6.2. Confirmation Bias

We notice face traits that match our expectations.

6.3. Halo Effect

Attractive people are assumed to be:

  • more trustworthy

  • more intelligent

  • more capable

6.4. Stereotypes and Cultural Conditioning

Face interpretation is often shaped by:

  • media

  • cultural archetypes

  • personal experience

7. Can Personality Be Read From the Face? (The Scientific Debate)

The modern consensus:

  • Some behavioral tendencies correlate weakly with facial structure

  • But correlation ≠ determinism

  • Environmental factors matter much more than facial shape

Examples:

  • Testosterone correlates with facial width-to-height ratio → slight links to dominance behavior

  • Babyfaced individuals may be perceived as more innocent

But these correlations are probabilistic and often driven by perception, not actual personality.

8. Ethics of Face Reading

Serious risks include:

  • discrimination

  • stereotyping

  • self-fulfilling prophecies

  • invasive surveillance

  • misuse in hiring, policing, or politics

Ethical guidelines stress:

  • transparency

  • consent

  • limitations on interpretation

  • recognition of biases

9. The Future of Face Interpretation

The next decade may bring:

  • real-time emotional decoding in social robots

  • improved lie-detection skepticism (polygraphs already unreliable)

  • personalized healthcare using facial biomarkers

  • augmented reality assistants reading facial cues for better communication

  • strict regulations around AI-based face analytics

Face reading will likely become more technologically sophisticated — but also more ethically regulated.
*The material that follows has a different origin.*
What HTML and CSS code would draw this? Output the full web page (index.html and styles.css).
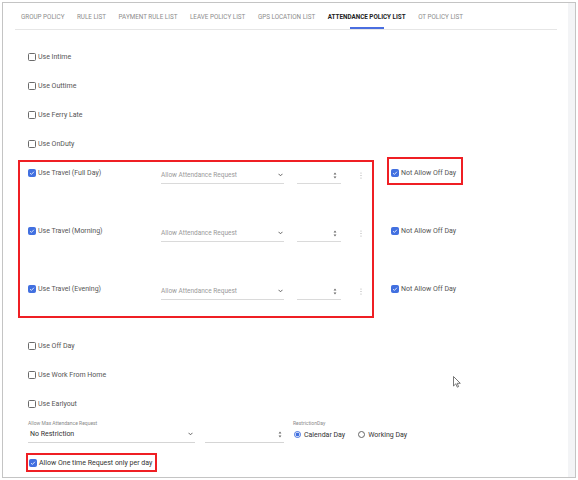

The Face Is a Window — But Not a Crystal Ball

Face reading is:

  • part science, because expressions reveal emotions

  • part intuition, because humans are wired to interpret faces

  • part culture, because symbolic meaning varies by tradition

  • part pseudoscience, when it claims to decode personality or destiny

  • part emerging technology, with powerful but risky implications

Ultimately, the human face tells a story — but not the whole story, and not always the true one. The art is in understanding what is signal, what is noise, and what is simply projection.